What is being asked
Pull out exactly the lines from the line containing "Give me the" to the line containing "const [form, setForm]", both lines included, with pictures removed from the copy.

[Records with interface code]
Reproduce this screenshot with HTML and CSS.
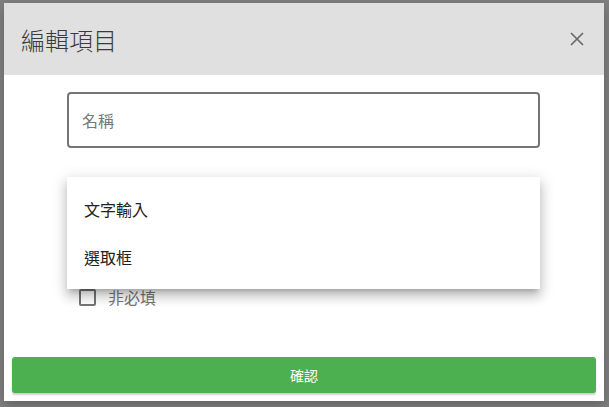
FILE: index.html
```html
<!DOCTYPE html>
<html lang="zh-Hant">
<head>
  <meta charset="UTF-8" />
  <title>編輯項目</title>
  <link rel="stylesheet" href="styles.css">
</head>
<body>

<!-- DIALOG -->
<div class="dialog">
  <div class="dialog-header">
    <h2 class="dialog-title">編輯項目</h2>
    <button class="close-btn" aria-label="close">
      <svg width="14" height="14" viewBox="0 0 14 14">
        <path d="M1 1 L13 13 M13 1 L1 13" stroke="#666" stroke-width="1.6" fill="none" />
      </svg>
    </button>
  </div>

  <div class="dialog-body">
    <div class="text-field">
      <input type="text" placeholder="名稱" />
    </div>

    <div class="select-field">
      <ul class="menu">
        <li class="menu-item">文字輸入</li>
        <li class="menu-item">選取框</li>
      </ul>
    </div>

    <label class="check-row">
      <span class="checkbox"></span>
      <span class="check-label">非必填</span>
    </label>
  </div>

  <div class="dialog-footer">
    <button class="confirm-btn">確認</button>
  </div>
</div>

</body>
</html>
```

FILE: styles.css
```css
body, html {
  margin: 0;
  padding: 0;
  height: 100%;
  width: 100%;
  overflow: hidden;
  font-family: "Noto Sans CJK TC", "Noto Sans", sans-serif;
}

body {
  background: #808080;
  padding: 3px 0 0 4px;
  box-sizing: border-box;
}

.dialog {
  width: 600px;
  height: 398px;
  background: #fff;
  display: flex;
  flex-direction: column;
  box-shadow: 0 4px 12px rgba(0,0,0,0.25);
}

.dialog-header {
  height: 72px;
  background: #e0e0e0;
  display: flex;
  align-items: center;
  justify-content: space-between;
  padding: 0 20px 0 17px;
  flex-shrink: 0;
}

.dialog-title {
  margin: 0;
  font-size: 24px;
  font-weight: 300;
  color: #3a3a3a;
}

.close-btn {
  background: none;
  border: none;
  padding: 0;
  width: 14px;
  height: 14px;
  cursor: pointer;
  display: flex;
}

.dialog-body {
  width: 473px;
  margin-left: 63px;
  padding-top: 17px;
  flex: 1;
}

.text-field input {
  display: block;
  width: 100%;
  height: 56px;
  box-sizing: border-box;
  border: 2px solid #757575;
  border-radius: 4px;
  padding: 0 13px;
  font-family: inherit;
  font-size: 16px;
  color: #333;
  outline: none;
}

.text-field input::placeholder {
  color: #777;
}

.select-field {
  position: relative;
  height: 56px;
  margin-top: 16px;
}

.menu {
  position: absolute;
  top: 13px;
  left: 0;
  right: 0;
  margin: 0;
  padding: 8px 0;
  list-style: none;
  background: #fff;
  z-index: 2;
  box-shadow: 0 5px 5px -3px rgba(0,0,0,0.2),
              0 8px 10px 1px rgba(0,0,0,0.14),
              0 3px 14px 2px rgba(0,0,0,0.12);
}

.menu-item {
  height: 48px;
  line-height: 48px;
  padding: 0 17px;
  font-size: 16px;
  color: #222;
}

.check-row {
  display: flex;
  align-items: center;
  height: 24px;
  margin-top: 65px;
  padding-left: 12px;
}

.checkbox {
  width: 17px;
  height: 17px;
  box-sizing: border-box;
  border: 2px solid #757575;
  border-radius: 2px;
}

.check-label {
  margin-left: 12px;
  font-size: 16px;
  color: #777;
}

.dialog-footer {
  padding: 0 8px 8px;
}

.confirm-btn {
  display: block;
  width: 100%;
  height: 36px;
  border: none;
  border-radius: 3px;
  background: #4caf50;
  color: #fff;
  font-family: inherit;
  font-size: 14px;
  cursor: pointer;
  box-shadow: 0 2px 2px rgba(0,0,0,0.2);
}
```
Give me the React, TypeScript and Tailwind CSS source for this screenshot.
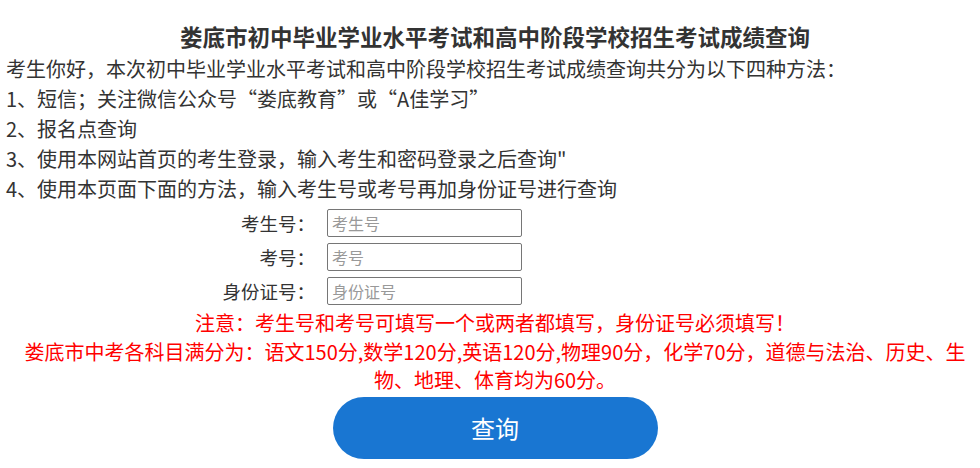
import React, { useState } from "react";

const font = "font-['Microsoft_YaHei','Noto_Sans_CJK_SC',sans-serif]";

const methods = [
    "考生你好，本次初中毕业学业水平考试和高中阶段学校招生考试成绩查询共分为以下四种方法：",
    "1、短信；关注微信公众号“娄底教育”或“A佳学习”",
    "2、报名点查询",
    "3、使用本网站首页的考生登录，输入考生和密码登录之后查询\"",
    "4、使用本页面下面的方法，输入考生号或考号再加身份证号进行查询",
];

const fields = [
    { label: "考生号：", key: "ksh" },
    { label: "考号：", key: "kh" },
    { label: "身份证号：", key: "sfzh" },
];

export default function App() {
    const [form, setForm] = useState<Record<string, string>>({ ksh: "", kh: "", sfzh: "" });

    return (
        <div className={`${font} bg-white text-[#333] w-[980px] h-[468px] overflow-hidden`}>
            <div className="pl-[10px]">
                <h1 className="pt-[20px] pb-[2px] text-center text-[22.5px] leading-[32px] font-bold text-[#333]">
                    娄底市初中毕业学业水平考试和高中阶段学校招生考试成绩查询
                </h1>
            </div>

            <div className="pl-[6px] text-[20px] leading-[30px]">
                {methods.map((m) => (
                    <p key={m}>{m}</p>
                ))}
            </div>

            <div className="pl-[203px] pt-[5px] flex flex-col gap-[6px]">
                {fields.map((f) => (
                    <div key={f.key} className="flex items-center">
                        <label className="w-[112px] text-right text-[18.5px] leading-[28px] text-[#333]">{f.label}</label>
                        <input
                            value={form[f.key]}
                            onChange={(e) => setForm((prev) => ({ ...prev, [f.key]: e.target.value }))}
                            placeholder={f.label.replace("：", "")}
                            className="ml-[12px] w-[195px] h-[28px] border border-[#767676] rounded-[2px] px-[4px] text-[16px] placeholder:text-[#999] outline-none"
                        />
                    </div>
                ))}
            </div>

            <div className="pl-[10px] text-center text-[20px] text-[#ff0000]">
                <p className="mt-[3px] leading-[30px]">注意：考生号和考号可填写一个或两者都填写，身份证号必须填写！</p>
                <p className="mx-auto max-w-[960px] leading-[28px]">
                    娄底市中考各科目满分为：语文150分,数学120分,英语120分,物理90分，化学70分，道德与法治、历史、生物、地理、体育均为60分。
                </p>
                <div className="flex justify-center pt-[3px]">
                    <button className="w-[325px] h-[62px] rounded-full bg-[#1976d2] text-white text-[24px]">查询</button>
                </div>
            </div>
        </div>
    );
}
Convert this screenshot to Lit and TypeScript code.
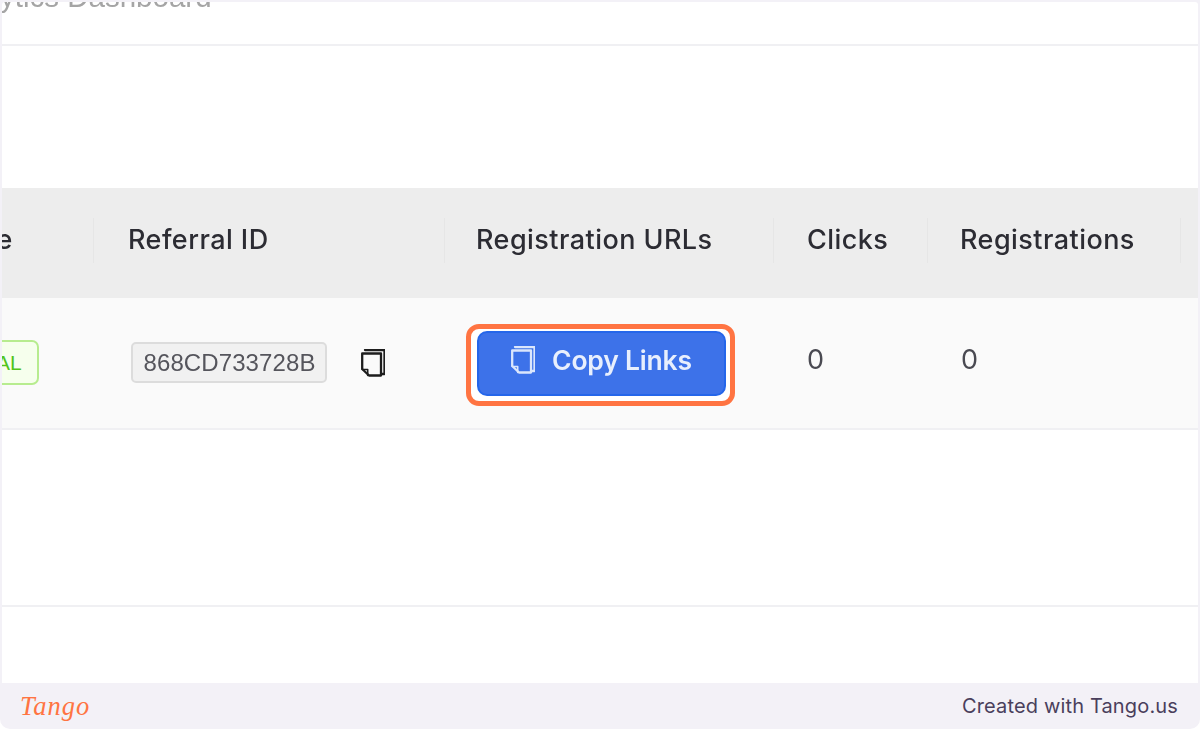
import { LitElement, html, css } from "lit";
import { customElement } from "lit/decorators.js";

const copyIcon = html`<svg class="ic" viewBox="0 0 24 28" fill="none" stroke="currentColor" stroke-width="2.300" stroke-linejoin="round" stroke-linecap="round" aria-hidden="true">
  <path d="M4 1h19.500v24h-3"/>
  <path d="M1.200 4.500h18.800v22H8l-6.800-6.500z"/>
  <path d="M1.200 20.500h5.500v6" stroke-width="1.600"/>
</svg>`;

@customElement("app-root")
export class AppRoot extends LitElement {
  static styles = css`
    :host { display: block; width: 1200px; height: 729px; background: #fff; font-family: Inter, "Open Sans", sans-serif; }
    .frame { height: 729px; box-sizing: border-box; padding: 2px 2px 0; background: #f3f1f7; border-radius: 0 0 10px 10px; display: flex; flex-direction: column; overflow: hidden; }
    .sheet { flex: 0 0 681px; background: #fff; border-radius: 3px 3px 0 0; overflow: hidden; display: flex; flex-direction: column; }
    .title { flex: 0 0 42px; border-bottom: 2px solid #f0f0f3; overflow: hidden; }
    .title span { display: block; margin: -20px 0 0 -61px; font: 400 29.500px/30px "Liberation Sans", sans-serif; color: #a5a5a5; white-space: nowrap; filter: blur(.7px); }
    .gap { flex: 0 0 142px; }
    .table { display: grid; grid-template-columns: 92px 351px 329px 154px 253px 17px; }
    .h { height: 110px; background: #ededed; display: flex; align-items: center; box-sizing: border-box; font-size: 27px; font-weight: 500; letter-spacing: .45px; color: #2c2c33; position: relative; overflow: hidden; padding: 0 0 7px 33px; white-space: nowrap; }
    .h > span { filter: blur(.4px); }
    .h.div::after { content: ""; position: absolute; right: 0; top: 30px; bottom: 35px; width: 1px; background: #e6e6e6; }
    .h.first { padding-left: 0; }
    .h.first span { margin-left: -55px; }
    .h.p34 { padding-left: 34px; }
    .h.p31 { padding-left: 31px; }
    .h.p32 { padding-left: 32px; }
    .c { height: 132px; box-sizing: border-box; background: #fafafa; border-bottom: 2px solid #f0f0f3; display: flex; align-items: center; padding-left: 33px; color: #4a4a52; font-size: 27px; }
    .c.first { padding-left: 0; }
    .num { padding-bottom: 7px; filter: blur(.4px); }
    .badge { width: 37px; height: 45px; margin-bottom: 1px; box-sizing: border-box; border: 2px solid #b7ec8f; border-left: 0; border-radius: 0 7px 7px 0; background: #f6ffed; color: #52c41a; font: 400 21px/41px "Liberation Sans", sans-serif; overflow: hidden; text-indent: -6px; }
    .c.id { gap: 34px; padding-left: 37px; }
    .code { width: 196px; height: 41px; margin-bottom: 1px; box-sizing: border-box; border: 2px solid #dcdcdc; border-radius: 5px; background: #f1f1f1; color: #55555c; font: 400 24px/37px "Liberation Sans", sans-serif; text-align: center; letter-spacing: .1px; text-indent: 1px; filter: blur(.3px); }
    .ic { width: 24px; height: 28px; color: #1d1d1d; flex: none; }
    .c.btn { padding-left: 21px; }
    .hl { width: 269px; height: 82px; box-sizing: border-box; border: 5px solid #ff7442; border-radius: 13px; padding: 2px 4px 5px 6px; background: #fff; margin-top: 4px; }
    .b { width: 100%; height: 100%; box-sizing: border-box; background: #3d72e9; border: 2px solid #2566ea; border-radius: 10px; color: #e8effd; display: flex; align-items: center; justify-content: center; gap: 17px; font-size: 26.500px; font-weight: 600; letter-spacing: -.2px; padding-bottom: 7px; }
    .b .ic { color: #dbe6fc; }
    .b > * { filter: blur(.4px); }
    .blank { flex: 0 0 175px; border-bottom: 2px solid #f0f0f3; }
    .rest { flex: 1; }
    .foot { flex: 1; display: flex; align-items: center; justify-content: space-between; padding: 0 20px 0 18px; }
    .logo { font: italic 400 26.500px/1 "Liberation Serif", serif; color: #ff7442; letter-spacing: 1px; }
    .made { font-size: 20px; color: #4a3f5c; letter-spacing: .15px; }
  `;

  render() {
    return html`<div class="frame">
      <div class="sheet">
        <div class="title"><span>Analytics Dashboard</span></div>
        <div class="gap"></div>
        <div class="table">
          <div class="h first div"><span>Type</span></div>
          <div class="h div p34"><span>Referral ID</span></div>
          <div class="h div p31"><span>Registration URLs</span></div>
          <div class="h div"><span>Clicks</span></div>
          <div class="h div p32"><span>Registrations</span></div>
          <div class="h"></div>
          <div class="c first"><div class="badge">AL</div></div>
          <div class="c id"><div class="code">868CD733728B</div>${copyIcon}</div>
          <div class="c btn"><div class="hl"><div class="b">${copyIcon}<span>Copy Links</span></div></div></div>
          <div class="c"><span class="num">0</span></div>
          <div class="c"><span class="num">0</span></div>
          <div class="c"></div>
        </div>
        <div class="blank"></div>
        <div class="rest"></div>
      </div>
      <div class="foot"><span class="logo">Tango</span><span class="made">Created with Tango.us</span></div>
    </div>`;
  }
}
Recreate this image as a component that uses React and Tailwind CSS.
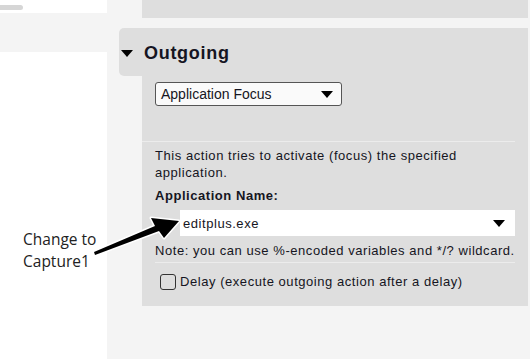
import React from 'react';

const Tri = ({ className = '' }) => (
  <svg width="12" height="7" viewBox="0 0 12 7" className={className}>
    <polygon points="0,0 12,0 6,7" fill="#000" />
  </svg>
);

export default function App() {
  return (
    <div
      className="relative flex w-[530px] h-[359px] overflow-hidden bg-white text-[#151522]"
      style={{ fontFamily: '"Liberation Sans", Arial, sans-serif' }}
    >
      {/* Sidebar */}
      <div className="w-[107px] shrink-0 bg-white">
        <div className="h-[13px] pt-[5px]">
          <div className="w-[23px] h-[5px] rounded-r bg-[#d6d6d6]" />
        </div>
        <div className="h-[39px] bg-[#f4f4f4]" />
      </div>

      {/* Main */}
      <div className="flex-1 flex flex-col bg-[#f4f4f4]">
        <div className="ml-[35px] mr-[2px] h-[18px] bg-[#dedede]" />

        {/* Section header */}
        <div className="mt-[10px] ml-[12px] mr-[2px] h-[48px] flex items-center gap-[11px] pl-[2px] bg-[#dedede] rounded-l-[5px]">
          <Tri className="mt-[3px]" />
          <span className="text-[18px] font-bold leading-none mt-[1px] tracking-[0.7px]">Outgoing</span>
        </div>

        {/* Section body */}
        <div className="ml-[35px] mr-[2px] h-[230px] bg-[#dedede] pt-[6px] pr-[13px]">
          <div className="ml-[13px] w-[187px] h-[24px] flex items-center justify-between pl-[5px] pr-[8px] bg-[#fafafa] border border-[#555] rounded-[3px] text-[14px]">
            <span>Application Focus</span>
            <Tri />
          </div>

          <div className="mt-[35px] h-px bg-[#ececec]" />

          <div className="pl-[13px] pt-[5px] text-[13px] leading-[17px] tracking-[0.55px]">
            <p className="pr-[20px]">This action tries to activate (focus) the specified application.</p>
            <p className="mt-[6px] font-bold">Application Name:</p>
            <div className="mt-[6px] ml-[25px] h-[26px] flex items-center justify-between pl-[3px] pr-[10px] bg-white">
              <span>editplus.exe</span>
              <Tri />
            </div>
            <p className="mt-[6px] whitespace-nowrap">Note: you can use %-encoded variables and */? wildcard.</p>
            <div className="mt-[3px] h-px bg-[#ececec]" />
            <label className="mt-[10px] ml-[5px] flex items-center gap-[4px]">
              <span className="w-[16px] h-[16px] rounded-[3px] border border-[#333]" />
              <span>Delay (execute outgoing action after a delay)</span>
            </label>
          </div>
        </div>
      </div>

      {/* Annotation */}
      <div
        className="absolute left-[23px] top-[228px] text-[15.5px] leading-[22px] text-[#222]"
        style={{ fontFamily: '"Open Sans", "Noto Sans", sans-serif' }}
      >
        <div>Change to</div>
        <div>Capture1</div>
      </div>
      <svg className="absolute left-0 top-0" width="530" height="359" viewBox="0 0 530 359">
        <polygon
          points="95,255 159,231 164,238 179,221 151,218 155,226 94,252"
          fill="#000"
          stroke="#fff"
          strokeWidth="3"
          strokeLinejoin="round"
          paintOrder="stroke"
        />
      </svg>
    </div>
  );
}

Solution to the exercise
Give me the React, TypeScript and Tailwind CSS source for this screenshot.
import React, { useState } from "react";

const font = "font-['Microsoft_YaHei','Noto_Sans_CJK_SC',sans-serif]";

const methods = [
    "考生你好，本次初中毕业学业水平考试和高中阶段学校招生考试成绩查询共分为以下四种方法：",
    "1、短信；关注微信公众号“娄底教育”或“A佳学习”",
    "2、报名点查询",
    "3、使用本网站首页的考生登录，输入考生和密码登录之后查询\"",
    "4、使用本页面下面的方法，输入考生号或考号再加身份证号进行查询",
];

const fields = [
    { label: "考生号：", key: "ksh" },
    { label: "考号：", key: "kh" },
    { label: "身份证号：", key: "sfzh" },
];

export default function App() {
    const [form, setForm] = useState<Record<string, string>>({ ksh: "", kh: "", sfzh: "" });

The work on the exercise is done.